Line by line, reproduce exactly the beginning of the listing below, ending with the line that contains "import React from" and adding nothing.

◇ ◇ ◇

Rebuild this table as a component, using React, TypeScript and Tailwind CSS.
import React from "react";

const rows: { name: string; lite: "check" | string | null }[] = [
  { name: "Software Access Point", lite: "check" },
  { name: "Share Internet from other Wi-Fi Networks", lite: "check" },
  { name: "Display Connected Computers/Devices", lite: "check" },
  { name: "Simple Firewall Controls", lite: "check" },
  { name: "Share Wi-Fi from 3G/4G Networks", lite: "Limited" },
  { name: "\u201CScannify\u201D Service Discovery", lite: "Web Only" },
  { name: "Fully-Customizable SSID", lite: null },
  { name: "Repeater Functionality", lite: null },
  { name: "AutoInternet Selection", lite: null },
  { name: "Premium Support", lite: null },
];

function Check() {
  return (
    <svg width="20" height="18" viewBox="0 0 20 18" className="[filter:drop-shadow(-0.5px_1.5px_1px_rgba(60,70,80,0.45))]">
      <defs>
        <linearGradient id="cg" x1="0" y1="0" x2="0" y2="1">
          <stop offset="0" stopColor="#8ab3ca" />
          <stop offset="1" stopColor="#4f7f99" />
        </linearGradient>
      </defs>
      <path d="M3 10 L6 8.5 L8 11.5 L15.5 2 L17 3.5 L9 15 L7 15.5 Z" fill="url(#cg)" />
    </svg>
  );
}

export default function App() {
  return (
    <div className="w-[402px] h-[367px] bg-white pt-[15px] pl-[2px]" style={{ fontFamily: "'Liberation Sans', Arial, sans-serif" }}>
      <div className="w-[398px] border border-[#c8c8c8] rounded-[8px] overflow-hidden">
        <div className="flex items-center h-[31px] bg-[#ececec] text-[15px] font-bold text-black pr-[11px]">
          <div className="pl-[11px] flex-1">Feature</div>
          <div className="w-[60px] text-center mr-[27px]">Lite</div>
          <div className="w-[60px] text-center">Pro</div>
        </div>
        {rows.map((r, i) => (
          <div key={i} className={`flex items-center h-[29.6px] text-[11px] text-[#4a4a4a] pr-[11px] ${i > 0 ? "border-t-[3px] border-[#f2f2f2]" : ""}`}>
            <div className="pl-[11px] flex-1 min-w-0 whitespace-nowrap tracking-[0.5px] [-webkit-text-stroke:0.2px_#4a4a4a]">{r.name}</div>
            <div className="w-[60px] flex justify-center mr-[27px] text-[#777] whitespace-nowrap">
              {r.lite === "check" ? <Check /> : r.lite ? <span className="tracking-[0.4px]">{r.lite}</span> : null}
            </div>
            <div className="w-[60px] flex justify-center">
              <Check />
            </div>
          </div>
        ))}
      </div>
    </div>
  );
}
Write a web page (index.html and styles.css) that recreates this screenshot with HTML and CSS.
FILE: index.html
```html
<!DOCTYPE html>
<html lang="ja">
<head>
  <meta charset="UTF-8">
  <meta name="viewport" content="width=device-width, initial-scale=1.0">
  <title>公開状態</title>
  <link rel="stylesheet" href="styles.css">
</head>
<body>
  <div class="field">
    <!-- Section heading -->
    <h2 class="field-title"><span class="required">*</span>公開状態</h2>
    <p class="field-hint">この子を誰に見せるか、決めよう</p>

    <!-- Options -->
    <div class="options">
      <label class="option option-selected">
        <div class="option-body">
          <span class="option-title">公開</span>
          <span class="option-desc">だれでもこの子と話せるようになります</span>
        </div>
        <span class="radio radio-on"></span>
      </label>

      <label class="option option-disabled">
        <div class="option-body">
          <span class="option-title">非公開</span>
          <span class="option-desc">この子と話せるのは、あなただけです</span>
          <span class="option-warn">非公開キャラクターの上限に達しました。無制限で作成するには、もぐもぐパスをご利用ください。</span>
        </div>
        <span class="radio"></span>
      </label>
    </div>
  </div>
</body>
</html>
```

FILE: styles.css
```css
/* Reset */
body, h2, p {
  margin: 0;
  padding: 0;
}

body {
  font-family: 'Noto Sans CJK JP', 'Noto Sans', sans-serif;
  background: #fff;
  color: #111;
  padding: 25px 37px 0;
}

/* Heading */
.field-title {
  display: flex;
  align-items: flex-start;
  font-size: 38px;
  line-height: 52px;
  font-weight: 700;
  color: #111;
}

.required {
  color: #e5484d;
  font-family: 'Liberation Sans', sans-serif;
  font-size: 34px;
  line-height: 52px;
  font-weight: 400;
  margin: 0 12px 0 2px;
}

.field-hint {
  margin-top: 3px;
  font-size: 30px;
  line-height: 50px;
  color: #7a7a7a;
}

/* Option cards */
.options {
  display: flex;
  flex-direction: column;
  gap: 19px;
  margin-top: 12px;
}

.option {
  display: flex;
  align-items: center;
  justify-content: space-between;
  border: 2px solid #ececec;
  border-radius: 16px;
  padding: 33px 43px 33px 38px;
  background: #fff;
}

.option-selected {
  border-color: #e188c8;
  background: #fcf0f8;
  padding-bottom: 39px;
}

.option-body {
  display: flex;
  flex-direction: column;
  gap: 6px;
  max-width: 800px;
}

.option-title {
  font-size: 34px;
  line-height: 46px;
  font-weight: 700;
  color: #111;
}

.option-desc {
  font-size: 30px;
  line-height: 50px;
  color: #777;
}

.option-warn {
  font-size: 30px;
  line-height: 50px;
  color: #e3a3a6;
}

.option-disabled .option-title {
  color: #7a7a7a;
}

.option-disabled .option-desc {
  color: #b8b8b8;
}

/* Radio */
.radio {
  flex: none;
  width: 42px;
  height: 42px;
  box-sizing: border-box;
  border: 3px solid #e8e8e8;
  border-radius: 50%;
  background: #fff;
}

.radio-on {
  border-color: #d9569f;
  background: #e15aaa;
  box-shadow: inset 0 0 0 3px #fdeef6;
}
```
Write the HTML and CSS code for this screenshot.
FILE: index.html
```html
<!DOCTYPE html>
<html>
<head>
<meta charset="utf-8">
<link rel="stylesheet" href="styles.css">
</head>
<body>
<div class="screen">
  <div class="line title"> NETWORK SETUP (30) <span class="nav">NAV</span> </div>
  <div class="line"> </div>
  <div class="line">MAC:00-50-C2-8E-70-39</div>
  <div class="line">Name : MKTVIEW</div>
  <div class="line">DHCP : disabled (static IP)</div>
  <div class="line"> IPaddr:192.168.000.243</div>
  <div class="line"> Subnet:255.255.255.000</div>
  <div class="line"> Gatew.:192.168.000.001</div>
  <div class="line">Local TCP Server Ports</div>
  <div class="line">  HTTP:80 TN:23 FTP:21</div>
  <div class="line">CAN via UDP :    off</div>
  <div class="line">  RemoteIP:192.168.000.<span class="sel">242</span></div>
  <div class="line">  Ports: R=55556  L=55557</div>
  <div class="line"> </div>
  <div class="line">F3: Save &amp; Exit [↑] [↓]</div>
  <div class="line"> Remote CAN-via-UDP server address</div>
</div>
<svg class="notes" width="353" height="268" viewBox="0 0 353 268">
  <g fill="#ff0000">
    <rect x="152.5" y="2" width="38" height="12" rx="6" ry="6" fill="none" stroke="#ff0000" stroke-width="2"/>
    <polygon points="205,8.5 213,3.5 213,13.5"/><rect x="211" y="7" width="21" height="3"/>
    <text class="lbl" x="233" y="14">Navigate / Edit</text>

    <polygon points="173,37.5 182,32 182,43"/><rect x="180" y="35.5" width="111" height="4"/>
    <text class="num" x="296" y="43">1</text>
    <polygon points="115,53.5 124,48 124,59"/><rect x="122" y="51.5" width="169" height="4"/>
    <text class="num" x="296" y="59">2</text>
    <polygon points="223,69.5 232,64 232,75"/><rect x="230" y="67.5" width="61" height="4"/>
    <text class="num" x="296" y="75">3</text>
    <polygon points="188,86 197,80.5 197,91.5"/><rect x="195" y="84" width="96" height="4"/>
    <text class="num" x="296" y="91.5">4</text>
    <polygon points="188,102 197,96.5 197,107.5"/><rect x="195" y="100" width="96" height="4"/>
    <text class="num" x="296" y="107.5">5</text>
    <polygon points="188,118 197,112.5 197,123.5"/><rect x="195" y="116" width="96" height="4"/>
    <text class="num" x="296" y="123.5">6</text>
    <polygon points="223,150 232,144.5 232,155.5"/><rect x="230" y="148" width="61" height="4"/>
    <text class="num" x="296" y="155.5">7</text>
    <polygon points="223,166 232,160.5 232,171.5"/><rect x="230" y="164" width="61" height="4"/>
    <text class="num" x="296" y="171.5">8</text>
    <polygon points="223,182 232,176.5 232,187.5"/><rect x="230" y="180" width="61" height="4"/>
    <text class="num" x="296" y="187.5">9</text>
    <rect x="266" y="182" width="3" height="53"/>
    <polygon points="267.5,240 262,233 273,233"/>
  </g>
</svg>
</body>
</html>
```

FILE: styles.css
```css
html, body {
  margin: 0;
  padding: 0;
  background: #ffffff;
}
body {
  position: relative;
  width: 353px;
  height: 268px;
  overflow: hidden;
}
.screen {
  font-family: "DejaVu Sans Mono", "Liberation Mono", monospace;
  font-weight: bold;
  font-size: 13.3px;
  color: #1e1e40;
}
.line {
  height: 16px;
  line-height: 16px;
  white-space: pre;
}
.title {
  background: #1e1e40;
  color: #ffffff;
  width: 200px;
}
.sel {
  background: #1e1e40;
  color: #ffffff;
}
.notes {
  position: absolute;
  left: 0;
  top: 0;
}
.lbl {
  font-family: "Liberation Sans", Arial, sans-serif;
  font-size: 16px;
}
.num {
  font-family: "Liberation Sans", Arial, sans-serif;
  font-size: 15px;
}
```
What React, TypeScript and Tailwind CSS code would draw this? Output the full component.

◇ ◇ ◇

**SOLUTION TO THIS PROBLEM**
Rebuild this table as a component, using React, TypeScript and Tailwind CSS.
import React from "react";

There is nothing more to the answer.